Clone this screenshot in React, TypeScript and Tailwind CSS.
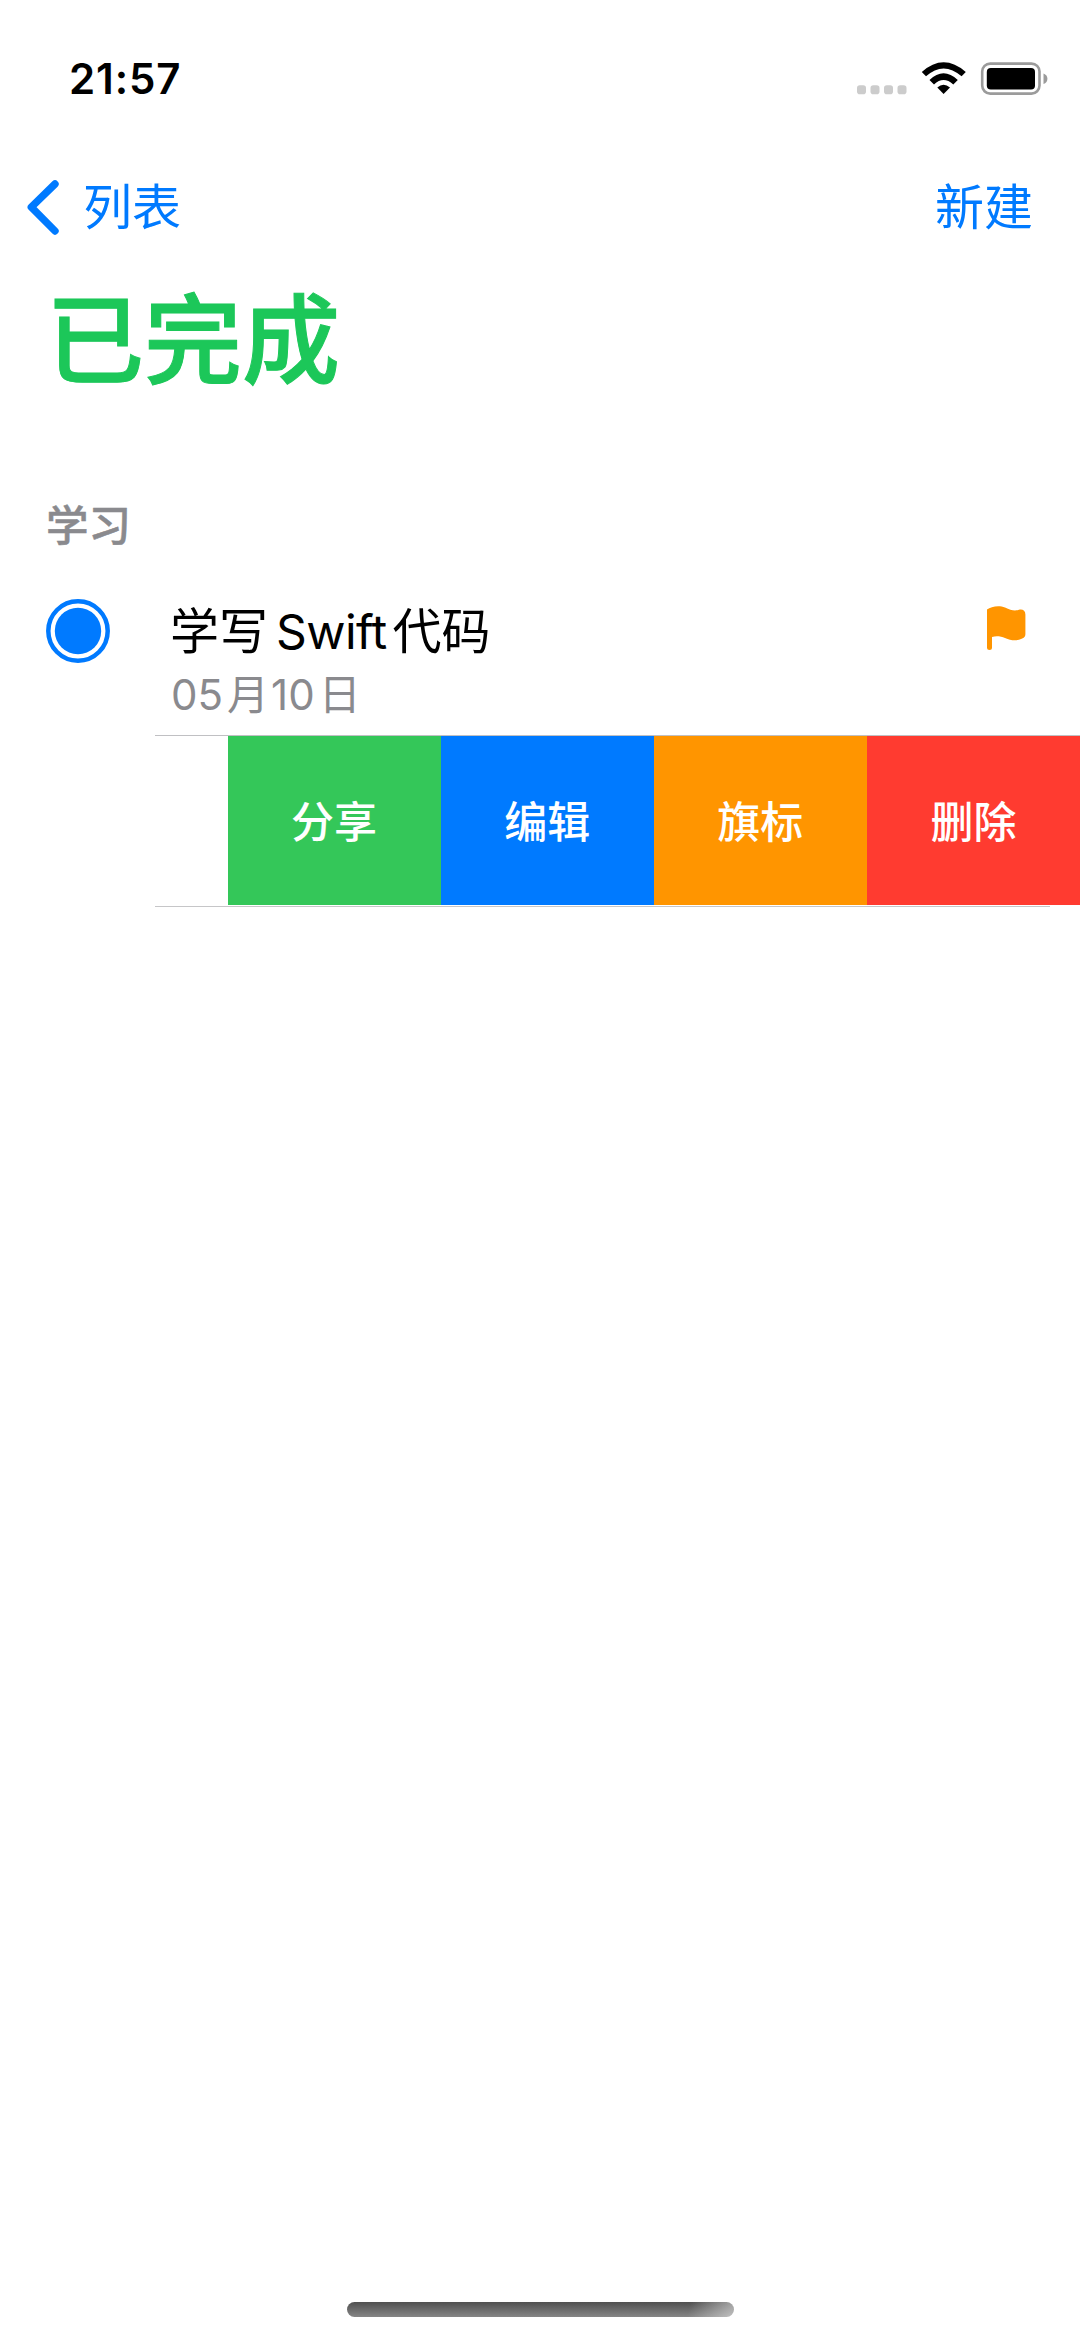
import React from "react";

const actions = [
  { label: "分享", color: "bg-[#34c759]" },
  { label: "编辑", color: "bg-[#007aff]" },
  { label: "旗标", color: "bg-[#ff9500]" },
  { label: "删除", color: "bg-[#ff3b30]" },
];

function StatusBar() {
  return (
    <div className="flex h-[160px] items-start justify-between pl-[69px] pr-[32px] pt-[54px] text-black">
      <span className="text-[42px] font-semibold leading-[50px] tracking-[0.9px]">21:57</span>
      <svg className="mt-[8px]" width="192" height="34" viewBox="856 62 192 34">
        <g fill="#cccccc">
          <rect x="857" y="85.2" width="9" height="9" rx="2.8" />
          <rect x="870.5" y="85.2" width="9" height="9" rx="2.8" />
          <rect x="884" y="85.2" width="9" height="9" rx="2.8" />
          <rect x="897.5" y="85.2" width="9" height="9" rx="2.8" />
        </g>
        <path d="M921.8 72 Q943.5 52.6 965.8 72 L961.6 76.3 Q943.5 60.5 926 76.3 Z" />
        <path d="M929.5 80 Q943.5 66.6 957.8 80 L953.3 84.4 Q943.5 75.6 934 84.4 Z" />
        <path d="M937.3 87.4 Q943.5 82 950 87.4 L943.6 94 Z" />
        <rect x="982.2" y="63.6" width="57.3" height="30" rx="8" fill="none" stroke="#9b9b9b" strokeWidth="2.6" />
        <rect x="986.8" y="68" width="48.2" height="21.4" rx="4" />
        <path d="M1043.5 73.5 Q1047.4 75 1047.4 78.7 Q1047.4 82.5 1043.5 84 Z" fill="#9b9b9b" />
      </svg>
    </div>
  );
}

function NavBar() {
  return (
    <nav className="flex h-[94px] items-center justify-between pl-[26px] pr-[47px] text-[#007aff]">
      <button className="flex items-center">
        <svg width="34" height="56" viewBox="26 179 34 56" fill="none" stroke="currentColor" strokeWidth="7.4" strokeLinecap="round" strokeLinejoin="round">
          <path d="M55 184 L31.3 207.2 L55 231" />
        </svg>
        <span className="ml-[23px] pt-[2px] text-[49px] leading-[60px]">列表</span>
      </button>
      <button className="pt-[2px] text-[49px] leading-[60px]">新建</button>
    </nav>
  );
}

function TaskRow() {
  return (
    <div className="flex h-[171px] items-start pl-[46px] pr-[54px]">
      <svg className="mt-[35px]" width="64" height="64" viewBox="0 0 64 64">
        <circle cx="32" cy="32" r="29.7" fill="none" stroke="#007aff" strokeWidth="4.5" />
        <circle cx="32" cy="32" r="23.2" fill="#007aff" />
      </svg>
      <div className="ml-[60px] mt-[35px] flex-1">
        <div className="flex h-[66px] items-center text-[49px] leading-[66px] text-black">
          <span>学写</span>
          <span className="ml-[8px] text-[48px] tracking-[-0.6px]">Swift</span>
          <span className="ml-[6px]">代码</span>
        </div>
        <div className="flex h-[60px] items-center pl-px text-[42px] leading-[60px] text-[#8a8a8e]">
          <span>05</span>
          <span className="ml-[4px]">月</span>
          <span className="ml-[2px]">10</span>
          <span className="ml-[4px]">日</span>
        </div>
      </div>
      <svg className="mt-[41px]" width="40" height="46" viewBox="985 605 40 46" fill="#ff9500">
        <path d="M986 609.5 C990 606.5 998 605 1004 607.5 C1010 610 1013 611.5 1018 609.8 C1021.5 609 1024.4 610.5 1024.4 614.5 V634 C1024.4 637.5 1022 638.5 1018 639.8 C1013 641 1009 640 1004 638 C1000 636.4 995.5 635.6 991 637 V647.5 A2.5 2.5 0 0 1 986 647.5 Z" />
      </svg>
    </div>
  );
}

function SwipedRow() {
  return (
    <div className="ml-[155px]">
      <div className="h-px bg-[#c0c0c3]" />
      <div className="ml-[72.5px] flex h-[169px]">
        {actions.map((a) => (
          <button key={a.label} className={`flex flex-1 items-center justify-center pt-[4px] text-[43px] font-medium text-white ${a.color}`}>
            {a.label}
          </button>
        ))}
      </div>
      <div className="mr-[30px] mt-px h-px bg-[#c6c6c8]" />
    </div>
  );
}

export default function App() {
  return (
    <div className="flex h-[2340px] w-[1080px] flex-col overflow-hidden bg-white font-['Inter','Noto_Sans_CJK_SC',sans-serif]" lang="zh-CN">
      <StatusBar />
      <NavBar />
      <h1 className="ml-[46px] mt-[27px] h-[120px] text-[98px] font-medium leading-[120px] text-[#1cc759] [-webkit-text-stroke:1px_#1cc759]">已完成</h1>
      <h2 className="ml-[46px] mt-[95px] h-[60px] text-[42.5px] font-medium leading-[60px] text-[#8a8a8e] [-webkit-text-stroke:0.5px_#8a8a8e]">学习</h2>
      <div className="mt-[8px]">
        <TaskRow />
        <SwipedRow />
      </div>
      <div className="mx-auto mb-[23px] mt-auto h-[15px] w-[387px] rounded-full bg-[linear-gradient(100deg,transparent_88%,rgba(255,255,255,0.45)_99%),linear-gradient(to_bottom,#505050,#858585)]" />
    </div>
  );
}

--- --- ---

Problem description - Drop the images and repeat the data exactly.

Completed exercise -
Clone this screenshot in React, TypeScript and Tailwind CSS.
import React from "react";

const actions = [
  { label: "分享", color: "bg-[#34c759]" },
  { label: "编辑", color: "bg-[#007aff]" },
  { label: "旗标", color: "bg-[#ff9500]" },
  { label: "删除", color: "bg-[#ff3b30]" },
];

function StatusBar() {
  return (
    <div className="flex h-[160px] items-start justify-between pl-[69px] pr-[32px] pt-[54px] text-black">
      <span className="text-[42px] font-semibold leading-[50px] tracking-[0.9px]">21:57</span>
      <svg className="mt-[8px]" width="192" height="34" viewBox="856 62 192 34">
        <g fill="#cccccc">
          <rect x="857" y="85.2" width="9" height="9" rx="2.8" />
          <rect x="870.5" y="85.2" width="9" height="9" rx="2.8" />
          <rect x="884" y="85.2" width="9" height="9" rx="2.8" />
          <rect x="897.5" y="85.2" width="9" height="9" rx="2.8" />
        </g>
        <path d="M921.8 72 Q943.5 52.6 965.8 72 L961.6 76.3 Q943.5 60.5 926 76.3 Z" />
        <path d="M929.5 80 Q943.5 66.6 957.8 80 L953.3 84.4 Q943.5 75.6 934 84.4 Z" />
        <path d="M937.3 87.4 Q943.5 82 950 87.4 L943.6 94 Z" />
        <rect x="982.2" y="63.6" width="57.3" height="30" rx="8" fill="none" stroke="#9b9b9b" strokeWidth="2.6" />
        <rect x="986.8" y="68" width="48.2" height="21.4" rx="4" />
        <path d="M1043.5 73.5 Q1047.4 75 1047.4 78.7 Q1047.4 82.5 1043.5 84 Z" fill="#9b9b9b" />
      </svg>
    </div>
  );
}

function NavBar() {
  return (
    <nav className="flex h-[94px] items-center justify-between pl-[26px] pr-[47px] text-[#007aff]">
      <button className="flex items-center">
        <svg width="34" height="56" viewBox="26 179 34 56" fill="none" stroke="currentColor" strokeWidth="7.4" strokeLinecap="round" strokeLinejoin="round">
          <path d="M55 184 L31.3 207.2 L55 231" />
        </svg>
        <span className="ml-[23px] pt-[2px] text-[49px] leading-[60px]">列表</span>
      </button>
      <button className="pt-[2px] text-[49px] leading-[60px]">新建</button>
    </nav>
  );
}

function TaskRow() {
  return (
    <div className="flex h-[171px] items-start pl-[46px] pr-[54px]">
      <svg className="mt-[35px]" width="64" height="64" viewBox="0 0 64 64">
        <circle cx="32" cy="32" r="29.7" fill="none" stroke="#007aff" strokeWidth="4.5" />
        <circle cx="32" cy="32" r="23.2" fill="#007aff" />
      </svg>
      <div className="ml-[60px] mt-[35px] flex-1">
        <div className="flex h-[66px] items-center text-[49px] leading-[66px] text-black">
          <span>学写</span>
          <span className="ml-[8px] text-[48px] tracking-[-0.6px]">Swift</span>
          <span className="ml-[6px]">代码</span>
        </div>
        <div className="flex h-[60px] items-center pl-px text-[42px] leading-[60px] text-[#8a8a8e]">
          <span>05</span>
          <span className="ml-[4px]">月</span>
          <span className="ml-[2px]">10</span>
          <span className="ml-[4px]">日</span>
        </div>
      </div>
      <svg className="mt-[41px]" width="40" height="46" viewBox="985 605 40 46" fill="#ff9500">
        <path d="M986 609.5 C990 606.5 998 605 1004 607.5 C1010 610 1013 611.5 1018 609.8 C1021.5 609 1024.4 610.5 1024.4 614.5 V634 C1024.4 637.5 1022 638.5 1018 639.8 C1013 641 1009 640 1004 638 C1000 636.4 995.5 635.6 991 637 V647.5 A2.5 2.5 0 0 1 986 647.5 Z" />
      </svg>
    </div>
  );
}

function SwipedRow() {
  return (
    <div className="ml-[155px]">
      <div className="h-px bg-[#c0c0c3]" />
      <div className="ml-[72.5px] flex h-[169px]">
        {actions.map((a) => (
          <button key={a.label} className={`flex flex-1 items-center justify-center pt-[4px] text-[43px] font-medium text-white ${a.color}`}>
            {a.label}
          </button>
        ))}
      </div>
      <div className="mr-[30px] mt-px h-px bg-[#c6c6c8]" />
    </div>
  );
}

export default function App() {
  return (
    <div className="flex h-[2340px] w-[1080px] flex-col overflow-hidden bg-white font-['Inter','Noto_Sans_CJK_SC',sans-serif]" lang="zh-CN">
      <StatusBar />
      <NavBar />
      <h1 className="ml-[46px] mt-[27px] h-[120px] text-[98px] font-medium leading-[120px] text-[#1cc759] [-webkit-text-stroke:1px_#1cc759]">已完成</h1>
      <h2 className="ml-[46px] mt-[95px] h-[60px] text-[42.5px] font-medium leading-[60px] text-[#8a8a8e] [-webkit-text-stroke:0.5px_#8a8a8e]">学习</h2>
      <div className="mt-[8px]">
        <TaskRow />
        <SwipedRow />
      </div>
      <div className="mx-auto mb-[23px] mt-auto h-[15px] w-[387px] rounded-full bg-[linear-gradient(100deg,transparent_88%,rgba(255,255,255,0.45)_99%),linear-gradient(to_bottom,#505050,#858585)]" />
    </div>
  );
}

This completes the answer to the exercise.